El ecléctico no es un coleccionista de ideas o datos. Como todo filósofo, el ecléctico está movido por un problema e intenta dar respuesta al mismo, de ahí que intente “justificar las propias posiciones”. No hay que olvidar que, como decía Schopenhauer, “la primera regla del buen estilo, casi la única necesaria, es que se tenga algo que decir”. Y, justamente, el ecléctico tiene “algo que decir”, está acuciado por la pregunta filosófica e intenta dar respuestas, o esclarecerlas. En este sentido, su trabajo es como el de cualquier otro filósofo o filósofa, pues quien estudia con el propósito de “comprender, las cosas, los libros las investigaciones son meros peldaños de una escalera con los que se asciende hasta la cima del conocimiento”. Y es aquí cuando el filósofo ecléctico se encuentra con la tradición, como cualquier otro. Y la puede usar como peldaños. La tradición es siempre el subsuelo desde el cual pensamos, con la cual discutimos. La tradición nos ha formado, pero no nos ha determinado, no es un corsé intelectual. Siempre tenemos una relación dinámica con la tradición. Esta no es un producto acabado que consultamos y de la cual disponemos. La tradición siempre se recrea desde nuestras preguntas o nuestras metodologías, desde nuestras nuevas miradas. De ahí que lo que se suele olvidar es que la filosofía siempre está en diálogo con un subsuelo de pensamiento, con problemas heredados, con inquietudes abiertas. Y de que es en esa relación dinámica y crítica con el pensar como se ensanchan los horizontes mismos de la filosofía.
Hay que tener en cuenta, también, que el pensamiento, al ser un producto, acuñado por la heterogeneidad, es, en sí mismo, ecléctico, múltiple. A veces lo que llamamos ideas propias no son más que las resonancias de otros en nosotros. Y no solemos ser tan conscientes de ello. Basta ver las múltiples influencias de Marx, el idealismo alemán, el variado socialismo utópico, la economía política inglesa y la manera como con estos tres ingredientes, según una interpretación comúnmente aceptada, armó una visión filosófica del mundo con la cual pretendía cambiarlo. Dialéctica no es ecléctica, pero ¿cómo se las apañó con todos esos ingredientes tan variados? Es de admirar cómo lo hizo. Lo mismo vale para autores como Francis Bacon, Ortega, Nietzsche. Este último le debe más a Schopenhauer de lo que solía reconocer, y en su juventud, también coqueteó con Kant y Hegel, quienes están presentes a su manera en El nacimiento de la tragedia tal como el propio Nietzsche lo reconoció a modo de queja en el famoso Prólogo a la tercera edición de ese libro en 1886. Nietzsche acudió también a los estudios biológicos de su época para justificar mejor su hipótesis de la voluntad de poder.
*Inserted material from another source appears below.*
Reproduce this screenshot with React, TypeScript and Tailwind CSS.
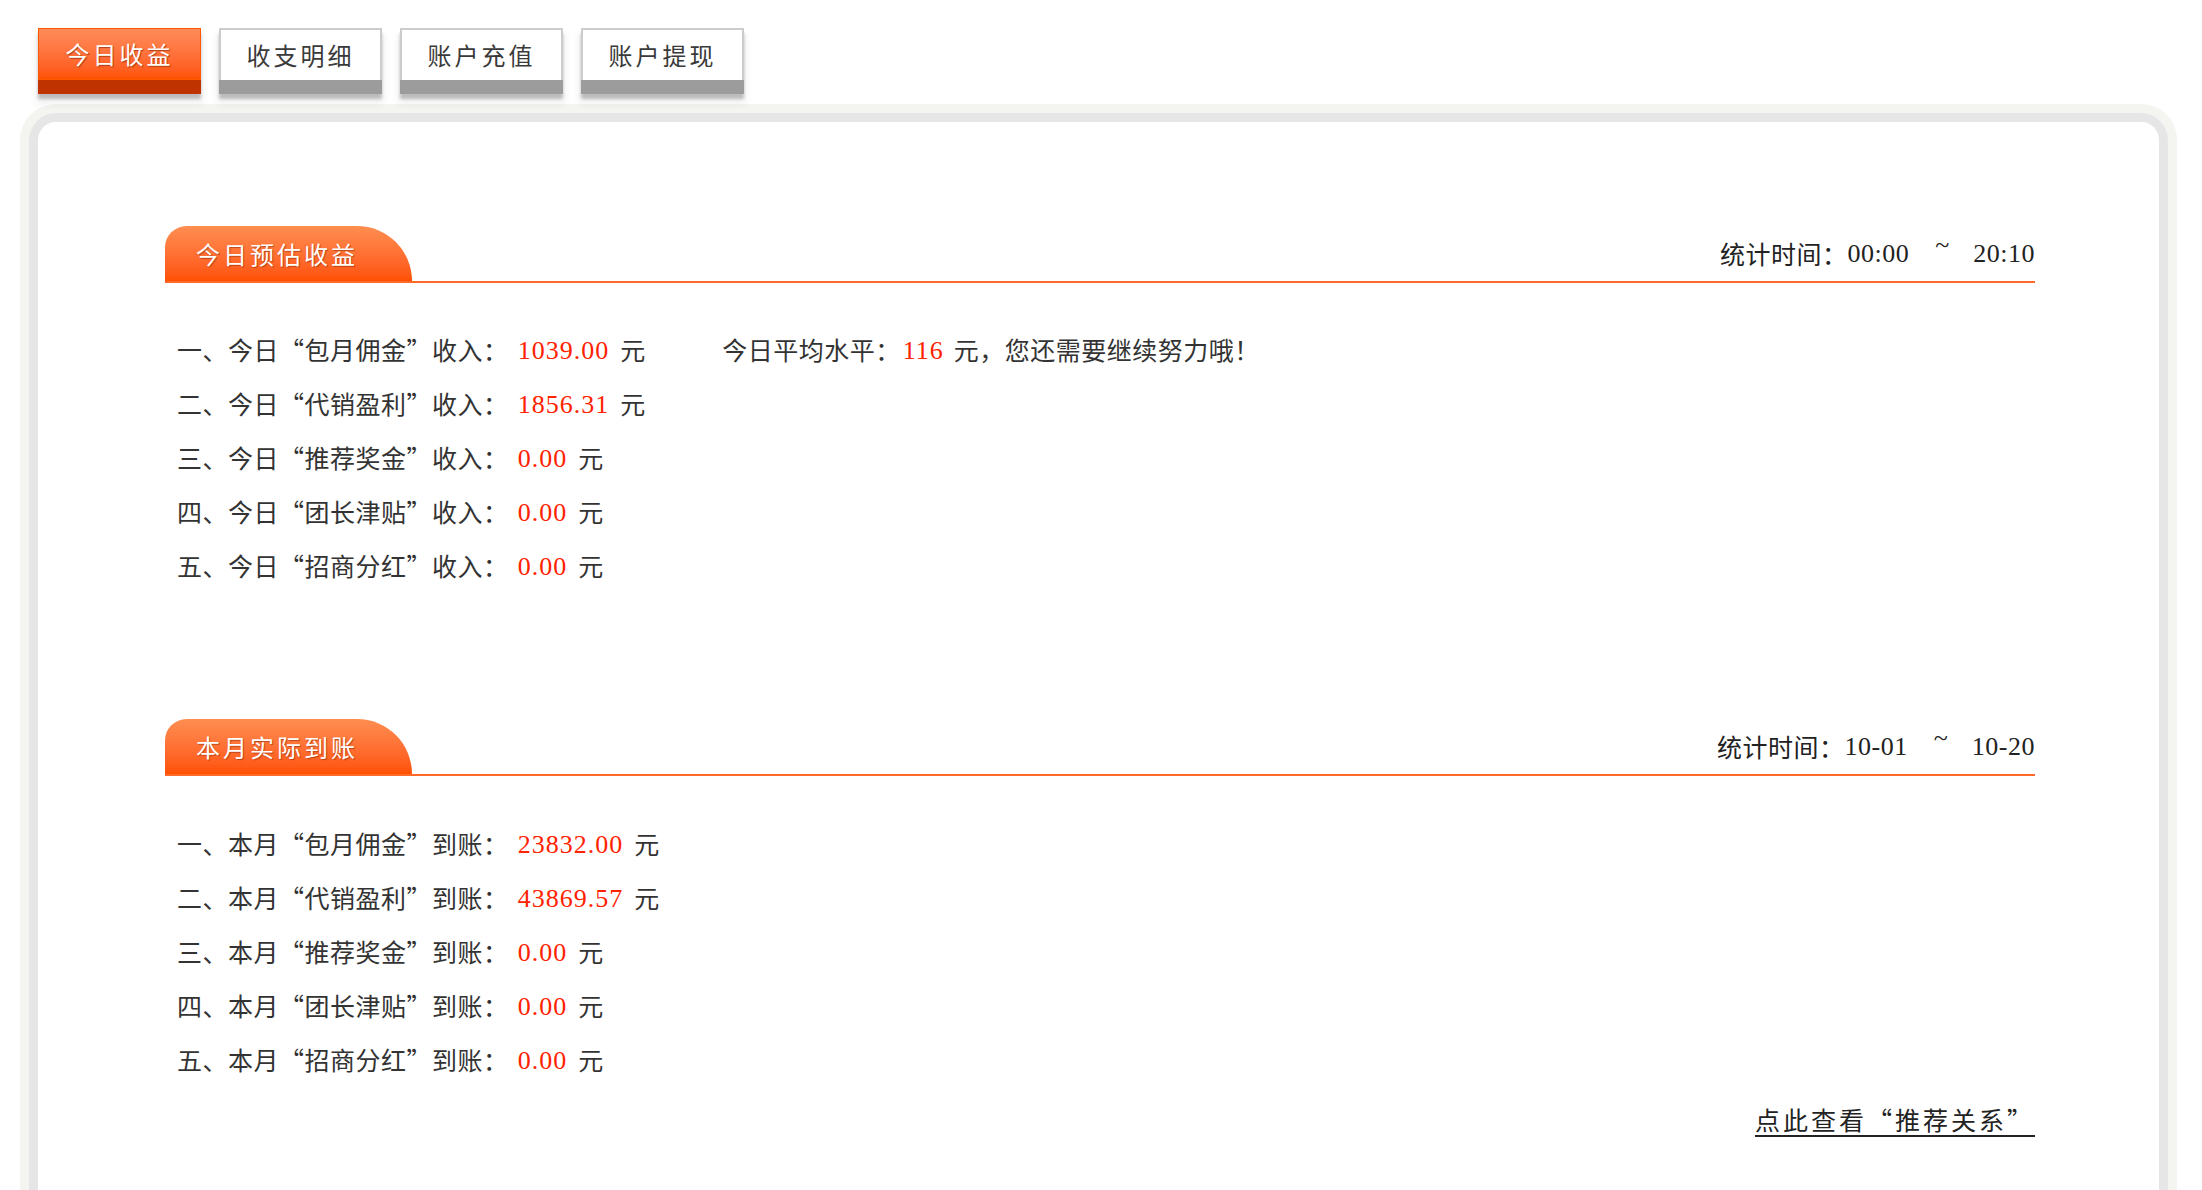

Todas estas influencias aparecen en su filosofía, en distintos momentos. Pero no son asunciones totales. Son algunas ideas, algunas teorías, algunos filosofemas los que adopta en su propio pensamiento. En fin, si pudiéramos descomponer más de un sistema hallaríamos sus partes y las maneras como estas han sido articuladas en una totalidad que presume coherencia.
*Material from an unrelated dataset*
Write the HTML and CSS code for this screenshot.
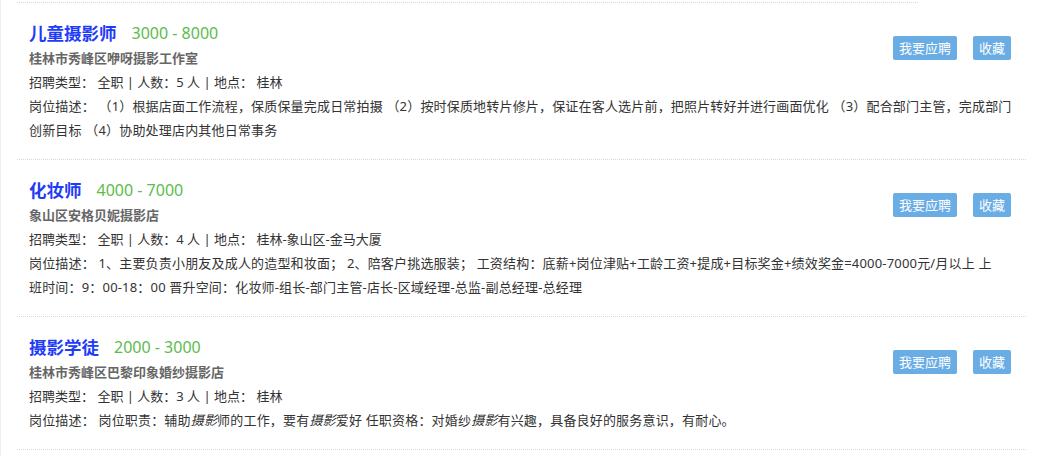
FILE: index.html
```html
<!DOCTYPE html>
<html lang="zh-CN">
<head>
    <meta charset="UTF-8">
    <meta name="viewport" content="width=device-width, initial-scale=1.0">
    <title>招聘信息</title>
    <link rel="stylesheet" href="styles.css">
</head>
<body>
    <div class="job-list">
        <div class="list-top"></div>

        <div class="job-item">
            <div class="job-head">
                <div class="job-info">
                    <div class="job-title"><a href="#">儿童摄影师</a><span class="salary">3000 - 8000</span></div>
                    <div class="company">桂林市秀峰区咿呀摄影工作室</div>
                    <div class="meta">招聘类型： 全职 | 人数：5 人 | 地点： 桂林</div>
                </div>
                <div class="actions">
                    <button class="btn">我要应聘</button>
                    <button class="btn">收藏</button>
                </div>
            </div>
            <div class="desc">岗位描述： （1）根据店面工作流程，保质保量完成日常拍摄 （2）按时保质地转片修片，保证在客人选片前，把照片转好并进行画面优化 （3）配合部门主管，完成部门创新目标 （4）协助处理店内其他日常事务</div>
        </div>

        <div class="job-item">
            <div class="job-head">
                <div class="job-info">
                    <div class="job-title"><a href="#">化妆师</a><span class="salary">4000 - 7000</span></div>
                    <div class="company">象山区安格贝妮摄影店</div>
                    <div class="meta">招聘类型： 全职 | 人数：4 人 | 地点： 桂林-象山区-金马大厦</div>
                </div>
                <div class="actions">
                    <button class="btn">我要应聘</button>
                    <button class="btn">收藏</button>
                </div>
            </div>
            <div class="desc">岗位描述： 1、主要负责小朋友及成人的造型和妆面； 2、陪客户挑选服装； 工资结构：底薪+岗位津贴+工龄工资+提成+目标奖金+绩效奖金=4000-7000元/月以上 上<br>班时间：9：00-18：00 晋升空间：化妆师-组长-部门主管-店长-区域经理-总监-副总经理-总经理</div>
        </div>

        <div class="job-item">
            <div class="job-head">
                <div class="job-info">
                    <div class="job-title"><a href="#">摄影学徒</a><span class="salary">2000 - 3000</span></div>
                    <div class="company">桂林市秀峰区巴黎印象婚纱摄影店</div>
                    <div class="meta">招聘类型： 全职 | 人数：3 人 | 地点： 桂林</div>
                </div>
                <div class="actions">
                    <button class="btn">我要应聘</button>
                    <button class="btn">收藏</button>
                </div>
            </div>
            <div class="desc">岗位描述： 岗位职责：辅助<em>摄影</em>师的工作，要有<em>摄影</em>爱好 任职资格：对婚纱<em>摄影</em>有兴趣，具备良好的服务意识，有耐心。</div>
        </div>
    </div>
</body>
</html>
```

FILE: styles.css
```css
body {
    margin: 0;
    background-color: #fff;
    font-family: "Noto Sans", "Noto Sans CJK SC", sans-serif;
    font-size: 13px;
    color: #333;
}

.job-list {
    border-left: 1px solid #eee;
    min-height: 456px;
    box-sizing: border-box;
    padding-top: 2px;
}

.list-top {
    margin-left: 16px;
    width: 901px;
    border-top: 1px dotted #d8d8d8;
}

.job-item {
    margin-left: 16px;
    width: 1009px;
    box-sizing: border-box;
    padding: 17px 12px;
    border-bottom: 1px dotted #d8d8d8;
}

.job-head {
    display: flex;
    justify-content: space-between;
    align-items: flex-start;
}

.job-title {
    height: 26px;
    line-height: 26px;
    display: flex;
    align-items: center;
}

.job-title a {
    font-size: 17.5px;
    font-weight: bold;
    color: #1f3cf6;
    text-decoration: none;
}

.salary {
    margin-left: 15px;
    font-size: 16px;
    color: #5cbc4c;
}

.company {
    line-height: 24px;
    font-weight: bold;
    color: #666;
}

.meta {
    line-height: 24px;
}

.actions {
    display: flex;
    gap: 16px;
    margin-top: 16px;
    margin-right: 3px;
}

.btn {
    height: 24px;
    padding: 0 6px;
    border: none;
    border-radius: 2px;
    background-color: #6aade5;
    color: #fff;
    font-family: inherit;
    font-size: 13px;
    line-height: 24px;
    cursor: pointer;
}

.desc {
    line-height: 24px;
    letter-spacing: 0.18px;
}

.desc em {
    font-style: italic;
}
```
Tener claro que el ecléctico es anti-dogmático es relevante. Por eso suele reconocer estas influencias en lugar de cerrar el “castillo de certezas” como decía María Zambrano. El ecléctico sabe que ningún filósofo tiene la razón del todo, y de que cada sistema es un lente, una perspectiva desde la que miramos el espectáculo del mundo y sus conflictos. El que no se considera ecléctico (o no es consciente de ello) busca el punto arquimédico, fijo, seguro, desde el cual habérselas con los problemas filosóficos que le encara la realidad. Es un amante angustiado que busca seguridad, como Descartes y su evidencia racional. Son los fundacionalistas de hoy que no han entendido como dice Habermas que “todos los intentos de fundamentación última en que perviven las intenciones de la Filosofía primera han fracasado”. Y han fracasado porque siempre habrá otro fundamento posible, mejor, más adecuado, más sólido, que se puede poner como pivote de esos grandes dragones conceptuales que son los sistemas de pensamiento. En estas lides, batallas, los filósofos han sido prolíficos. Al final, esas construcciones son de admirar y quedan como grandes testimonios de la imaginación creadora y del esfuerzo del concepto, maravillosas catedrales de ideas labradas con paciencia y enjundia. La llamada filosofía dura suele ser, en este sentido, inmodesta y muchas veces pretenciosa.
Creo que la mayoría de los filósofos que piensan la complejidad del mundo actual, con toda sus aristas y su espesura, son eclécticos inconscientes o, al menos, vergonzantes. No reconocen la multiplicidad que los habita, ni las placas o los peldaños que los constituye. Hoy, a lo mejor, todos tenemos que ser eclécticos porque el mundo es tan complejo y heterogéneo, tan diverso, que tal vez una sola construcción teórica resulta insuficiente para asirlo. Es mejor contar con varias herramientas para leer el mundo, o inspirarse en otros para crearlas, que mantener el espíritu de escuela donde nos arrodillamos ante grandes sistemas que pretenden explicarlo todo. Al final no hay que olvidar que lo que importa es “tener algo que decir” que es lo que jalona el proceso de la investigación y del pensamiento.